Written problem: Each entry below should be written out exactly as it is, with no pictures.

Dataset:
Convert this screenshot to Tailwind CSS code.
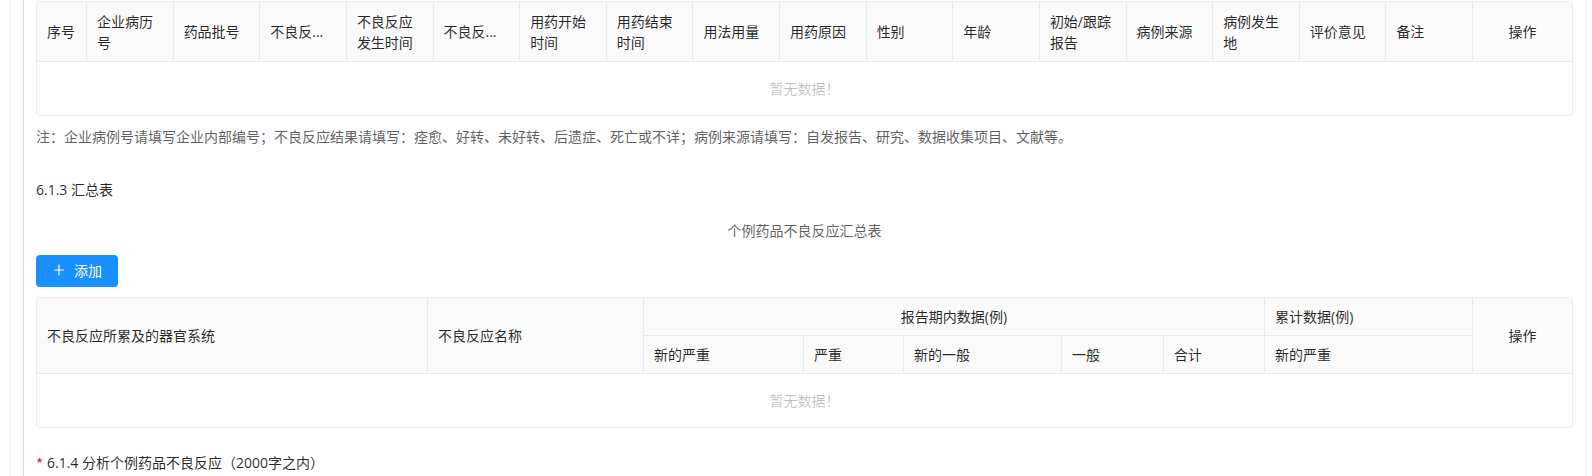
<!DOCTYPE html>
<html lang="zh-CN">
<head>
<meta charset="utf-8">
<meta name="viewport" content="width=device-width, initial-scale=1">
<title>个例药品不良反应汇总表</title>
<script src="https://cdn.jsdelivr.net/npm/@tailwindcss/browser@4"></script>
</head>
<body class="bg-white font-['Open_Sans','Noto_Sans_CJK_SC',sans-serif] text-sm leading-[21px] text-black/85">
<main class="ml-[10px] mr-[5px] border-x border-[#f0f0f0]">
  <div class="ml-3 min-h-screen border-l border-[#dcdcdc] pl-3 pr-[13px] pt-px">
    <table class="w-full table-fixed border-separate border-spacing-0 rounded border-l border-t border-[#eeeeee] text-left [&_th]:border-b [&_th]:border-r [&_th]:border-[#eaeaea] [&_th]:bg-[#fafafa] [&_th]:px-[10px] [&_th]:font-normal">
      <colgroup><col class="w-[50px]"><col span="16"><col class="w-[100px]"></colgroup>
      <thead>
        <tr class="h-[60px]">
          <th scope="col" class="rounded-tl">序号</th>
          <th scope="col">企业病历号</th>
          <th scope="col">药品批号</th>
          <th scope="col">不良反...</th>
          <th scope="col">不良反应发生时间</th>
          <th scope="col">不良反...</th>
          <th scope="col">用药开始时间</th>
          <th scope="col">用药结束时间</th>
          <th scope="col">用法用量</th>
          <th scope="col">用药原因</th>
          <th scope="col">性别</th>
          <th scope="col">年龄</th>
          <th scope="col">初始/跟踪报告</th>
          <th scope="col">病例来源</th>
          <th scope="col">病例发生地</th>
          <th scope="col">评价意见</th>
          <th scope="col">备注</th>
          <th scope="col" class="rounded-tr text-center">操作</th>
        </tr>
      </thead>
      <tbody>
        <tr class="h-[54px]"><td colspan="18" class="rounded-b border-b border-r border-[#eeeeee] text-center text-black/25">暂无数据！</td></tr>
      </tbody>
    </table>
    <p class="mt-[10px] text-black/65">注：企业病例号请填写企业内部编号；不良反应结果请填写：痊愈、好转、未好转、后遗症、死亡或不详；病例来源请填写：自发报告、研究、数据收集项目、文献等。</p>
    <h3 class="mt-8">6.1.3 汇总表</h3>
    <p class="mt-5 text-center text-black/65">个例药品不良反应汇总表</p>
    <button type="button" class="mt-[14px] flex h-8 items-center gap-2 rounded bg-[#1890ff] px-4 pb-0.5 text-white">
      <svg class="size-[14px]" viewBox="0 0 14 14" fill="none" stroke="currentColor" stroke-width="1.2" aria-hidden="true"><path d="M7 1.5v11M2 7h10"/></svg>
      <span>添加</span>
    </button>
    <table class="mt-[10px] w-full table-fixed border-separate border-spacing-0 rounded border-l border-t border-[#eeeeee] text-left [&_th]:border-b [&_th]:border-r [&_th]:border-[#eaeaea] [&_th]:bg-[#fafafa] [&_th]:px-[10px] [&_th]:font-normal">
      <colgroup><col><col class="w-[216px]"><col class="w-[160px]"><col class="w-[100px]"><col class="w-[158px]"><col class="w-[102px]"><col class="w-[101px]"><col class="w-[208px]"><col class="w-[100px]"></colgroup>
      <thead>
        <tr class="h-[38px]">
          <th scope="col" rowspan="2" class="rounded-tl">不良反应所累及的器官系统</th>
          <th scope="col" rowspan="2">不良反应名称</th>
          <th scope="colgroup" colspan="5" class="text-center">报告期内数据(例)</th>
          <th scope="col">累计数据(例)</th>
          <th scope="col" rowspan="2" class="rounded-tr text-center">操作</th>
        </tr>
        <tr class="h-[38px]">
          <th scope="col">新的严重</th>
          <th scope="col">严重</th>
          <th scope="col">新的一般</th>
          <th scope="col">一般</th>
          <th scope="col">合计</th>
          <th scope="col">新的严重</th>
        </tr>
      </thead>
      <tbody>
        <tr class="h-[54px]"><td colspan="9" class="rounded-b border-b border-r border-[#eeeeee] text-center text-black/25">暂无数据！</td></tr>
      </tbody>
    </table>
    <h3 class="mt-6 flex gap-1"><span class="w-[7px] pt-0.5 font-['Liberation_Mono',monospace] text-xs leading-[21px] font-bold text-[#f5222d]">*</span>6.1.4 分析个例药品不良反应（2000字之内）</h3>
  </div>
</main>
</body>
</html>
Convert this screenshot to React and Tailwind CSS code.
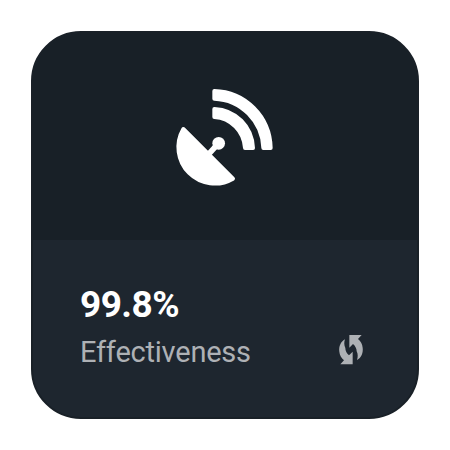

The result:
Convert this screenshot to Tailwind CSS code.
<!DOCTYPE html>
<html lang="zh-CN">
<head>
<meta charset="utf-8">
<meta name="viewport" content="width=device-width, initial-scale=1">
<title>个例药品不良反应汇总表</title>
<script src="https://cdn.jsdelivr.net/npm/@tailwindcss/browser@4"></script>
</head>
<body class="bg-white font-['Open_Sans','Noto_Sans_CJK_SC',sans-serif] text-sm leading-[21px] text-black/85">
<main class="ml-[10px] mr-[5px] border-x border-[#f0f0f0]">
  <div class="ml-3 min-h-screen border-l border-[#dcdcdc] pl-3 pr-[13px] pt-px">
    <table class="w-full table-fixed border-separate border-spacing-0 rounded border-l border-t border-[#eeeeee] text-left [&_th]:border-b [&_th]:border-r [&_th]:border-[#eaeaea] [&_th]:bg-[#fafafa] [&_th]:px-[10px] [&_th]:font-normal">
      <colgroup><col class="w-[50px]"><col span="16"><col class="w-[100px]"></colgroup>
      <thead>
        <tr class="h-[60px]">
          <th scope="col" class="rounded-tl">序号</th>
          <th scope="col">企业病历号</th>
          <th scope="col">药品批号</th>
          <th scope="col">不良反...</th>
          <th scope="col">不良反应发生时间</th>
          <th scope="col">不良反...</th>
          <th scope="col">用药开始时间</th>
          <th scope="col">用药结束时间</th>
          <th scope="col">用法用量</th>
          <th scope="col">用药原因</th>
          <th scope="col">性别</th>
          <th scope="col">年龄</th>
          <th scope="col">初始/跟踪报告</th>
          <th scope="col">病例来源</th>
          <th scope="col">病例发生地</th>
          <th scope="col">评价意见</th>
          <th scope="col">备注</th>
          <th scope="col" class="rounded-tr text-center">操作</th>
        </tr>
      </thead>
      <tbody>
        <tr class="h-[54px]"><td colspan="18" class="rounded-b border-b border-r border-[#eeeeee] text-center text-black/25">暂无数据！</td></tr>
      </tbody>
    </table>
    <p class="mt-[10px] text-black/65">注：企业病例号请填写企业内部编号；不良反应结果请填写：痊愈、好转、未好转、后遗症、死亡或不详；病例来源请填写：自发报告、研究、数据收集项目、文献等。</p>
    <h3 class="mt-8">6.1.3 汇总表</h3>
    <p class="mt-5 text-center text-black/65">个例药品不良反应汇总表</p>
    <button type="button" class="mt-[14px] flex h-8 items-center gap-2 rounded bg-[#1890ff] px-4 pb-0.5 text-white">
      <svg class="size-[14px]" viewBox="0 0 14 14" fill="none" stroke="currentColor" stroke-width="1.2" aria-hidden="true"><path d="M7 1.5v11M2 7h10"/></svg>
      <span>添加</span>
    </button>
    <table class="mt-[10px] w-full table-fixed border-separate border-spacing-0 rounded border-l border-t border-[#eeeeee] text-left [&_th]:border-b [&_th]:border-r [&_th]:border-[#eaeaea] [&_th]:bg-[#fafafa] [&_th]:px-[10px] [&_th]:font-normal">
      <colgroup><col><col class="w-[216px]"><col class="w-[160px]"><col class="w-[100px]"><col class="w-[158px]"><col class="w-[102px]"><col class="w-[101px]"><col class="w-[208px]"><col class="w-[100px]"></colgroup>
      <thead>
        <tr class="h-[38px]">
          <th scope="col" rowspan="2" class="rounded-tl">不良反应所累及的器官系统</th>
          <th scope="col" rowspan="2">不良反应名称</th>
          <th scope="colgroup" colspan="5" class="text-center">报告期内数据(例)</th>
          <th scope="col">累计数据(例)</th>
          <th scope="col" rowspan="2" class="rounded-tr text-center">操作</th>
        </tr>
        <tr class="h-[38px]">
          <th scope="col">新的严重</th>
          <th scope="col">严重</th>
          <th scope="col">新的一般</th>
          <th scope="col">一般</th>
          <th scope="col">合计</th>
          <th scope="col">新的严重</th>
        </tr>
      </thead>
      <tbody>
        <tr class="h-[54px]"><td colspan="9" class="rounded-b border-b border-r border-[#eeeeee] text-center text-black/25">暂无数据！</td></tr>
      </tbody>
    </table>
    <h3 class="mt-6 flex gap-1"><span class="w-[7px] pt-0.5 font-['Liberation_Mono',monospace] text-xs leading-[21px] font-bold text-[#f5222d]">*</span>6.1.4 分析个例药品不良反应（2000字之内）</h3>
  </div>
</main>
</body>
</html>
Convert this screenshot to React and Tailwind CSS code.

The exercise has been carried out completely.